Given request
Write out each line exactly as it stands, please.

■ ■ ■ ■ ■ ■ ■

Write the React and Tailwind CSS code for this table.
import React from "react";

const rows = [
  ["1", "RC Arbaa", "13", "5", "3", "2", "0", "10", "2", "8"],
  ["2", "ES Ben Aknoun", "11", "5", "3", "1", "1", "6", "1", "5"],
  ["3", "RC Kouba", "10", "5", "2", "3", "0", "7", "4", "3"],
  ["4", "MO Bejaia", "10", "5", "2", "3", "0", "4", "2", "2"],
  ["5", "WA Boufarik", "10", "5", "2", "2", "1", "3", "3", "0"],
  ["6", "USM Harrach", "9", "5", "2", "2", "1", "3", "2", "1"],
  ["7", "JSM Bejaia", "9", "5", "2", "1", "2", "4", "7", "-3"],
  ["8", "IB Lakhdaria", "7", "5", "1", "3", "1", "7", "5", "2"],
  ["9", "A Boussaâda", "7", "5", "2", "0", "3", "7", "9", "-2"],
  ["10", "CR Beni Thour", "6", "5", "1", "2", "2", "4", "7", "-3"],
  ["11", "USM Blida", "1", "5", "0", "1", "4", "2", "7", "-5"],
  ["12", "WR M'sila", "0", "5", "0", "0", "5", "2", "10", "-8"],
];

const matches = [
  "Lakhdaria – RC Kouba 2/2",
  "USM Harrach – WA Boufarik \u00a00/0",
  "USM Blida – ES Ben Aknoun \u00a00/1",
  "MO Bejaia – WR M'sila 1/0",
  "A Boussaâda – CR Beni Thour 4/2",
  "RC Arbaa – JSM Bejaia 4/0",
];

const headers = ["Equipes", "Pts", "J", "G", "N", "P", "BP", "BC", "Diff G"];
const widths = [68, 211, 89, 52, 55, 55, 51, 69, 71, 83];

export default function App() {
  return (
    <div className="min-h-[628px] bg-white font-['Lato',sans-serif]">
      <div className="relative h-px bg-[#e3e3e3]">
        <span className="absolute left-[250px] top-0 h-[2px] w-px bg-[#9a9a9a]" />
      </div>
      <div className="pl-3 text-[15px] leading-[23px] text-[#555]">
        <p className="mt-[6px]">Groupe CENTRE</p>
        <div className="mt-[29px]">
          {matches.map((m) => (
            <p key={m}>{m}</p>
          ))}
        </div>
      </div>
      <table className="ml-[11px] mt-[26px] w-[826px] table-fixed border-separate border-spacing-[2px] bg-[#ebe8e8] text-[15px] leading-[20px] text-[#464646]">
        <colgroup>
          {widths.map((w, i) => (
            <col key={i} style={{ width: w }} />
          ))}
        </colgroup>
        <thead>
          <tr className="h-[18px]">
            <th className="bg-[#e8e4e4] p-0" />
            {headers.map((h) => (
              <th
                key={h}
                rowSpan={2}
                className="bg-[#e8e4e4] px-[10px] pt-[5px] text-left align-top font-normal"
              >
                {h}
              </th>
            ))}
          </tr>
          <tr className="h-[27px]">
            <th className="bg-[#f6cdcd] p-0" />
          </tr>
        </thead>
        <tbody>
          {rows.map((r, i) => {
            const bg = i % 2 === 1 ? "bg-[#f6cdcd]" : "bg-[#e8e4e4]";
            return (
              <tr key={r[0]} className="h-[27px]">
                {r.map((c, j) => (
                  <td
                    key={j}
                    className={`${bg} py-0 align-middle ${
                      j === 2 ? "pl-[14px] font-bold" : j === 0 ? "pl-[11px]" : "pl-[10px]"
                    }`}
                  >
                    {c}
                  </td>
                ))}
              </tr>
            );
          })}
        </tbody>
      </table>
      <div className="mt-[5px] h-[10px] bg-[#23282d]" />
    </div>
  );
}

■ ■ ■ ■ ■ ■ ■

Response to this task
Write the React and Tailwind CSS code for this table.
import React from "react";

const rows = [
  ["1", "RC Arbaa", "13", "5", "3", "2", "0", "10", "2", "8"],
  ["2", "ES Ben Aknoun", "11", "5", "3", "1", "1", "6", "1", "5"],
  ["3", "RC Kouba", "10", "5", "2", "3", "0", "7", "4", "3"],
  ["4", "MO Bejaia", "10", "5", "2", "3", "0", "4", "2", "2"],
  ["5", "WA Boufarik", "10", "5", "2", "2", "1", "3", "3", "0"],
  ["6", "USM Harrach", "9", "5", "2", "2", "1", "3", "2", "1"],
  ["7", "JSM Bejaia", "9", "5", "2", "1", "2", "4", "7", "-3"],
  ["8", "IB Lakhdaria", "7", "5", "1", "3", "1", "7", "5", "2"],
  ["9", "A Boussaâda", "7", "5", "2", "0", "3", "7", "9", "-2"],
  ["10", "CR Beni Thour", "6", "5", "1", "2", "2", "4", "7", "-3"],
  ["11", "USM Blida", "1", "5", "0", "1", "4", "2", "7", "-5"],
  ["12", "WR M'sila", "0", "5", "0", "0", "5", "2", "10", "-8"],
];

const matches = [
  "Lakhdaria – RC Kouba 2/2",
  "USM Harrach – WA Boufarik \u00a00/0",
  "USM Blida – ES Ben Aknoun \u00a00/1",
  "MO Bejaia – WR M'sila 1/0",
  "A Boussaâda – CR Beni Thour 4/2",
  "RC Arbaa – JSM Bejaia 4/0",
];

const headers = ["Equipes", "Pts", "J", "G", "N", "P", "BP", "BC", "Diff G"];
const widths = [68, 211, 89, 52, 55, 55, 51, 69, 71, 83];

export default function App() {
  return (
    <div className="min-h-[628px] bg-white font-['Lato',sans-serif]">
      <div className="relative h-px bg-[#e3e3e3]">
        <span className="absolute left-[250px] top-0 h-[2px] w-px bg-[#9a9a9a]" />
      </div>
      <div className="pl-3 text-[15px] leading-[23px] text-[#555]">
        <p className="mt-[6px]">Groupe CENTRE</p>
        <div className="mt-[29px]">
          {matches.map((m) => (
            <p key={m}>{m}</p>
          ))}
        </div>
      </div>
      <table className="ml-[11px] mt-[26px] w-[826px] table-fixed border-separate border-spacing-[2px] bg-[#ebe8e8] text-[15px] leading-[20px] text-[#464646]">
        <colgroup>
          {widths.map((w, i) => (
            <col key={i} style={{ width: w }} />
          ))}
        </colgroup>
        <thead>
          <tr className="h-[18px]">
            <th className="bg-[#e8e4e4] p-0" />
            {headers.map((h) => (
              <th
                key={h}
                rowSpan={2}
                className="bg-[#e8e4e4] px-[10px] pt-[5px] text-left align-top font-normal"
              >
                {h}
              </th>
            ))}
          </tr>
          <tr className="h-[27px]">
            <th className="bg-[#f6cdcd] p-0" />
          </tr>
        </thead>
        <tbody>
          {rows.map((r, i) => {
            const bg = i % 2 === 1 ? "bg-[#f6cdcd]" : "bg-[#e8e4e4]";
            return (
              <tr key={r[0]} className="h-[27px]">
                {r.map((c, j) => (
                  <td
                    key={j}
                    className={`${bg} py-0 align-middle ${
                      j === 2 ? "pl-[14px] font-bold" : j === 0 ? "pl-[11px]" : "pl-[10px]"
                    }`}
                  >
                    {c}
                  </td>
                ))}
              </tr>
            );
          })}
        </tbody>
      </table>
      <div className="mt-[5px] h-[10px] bg-[#23282d]" />
    </div>
  );
}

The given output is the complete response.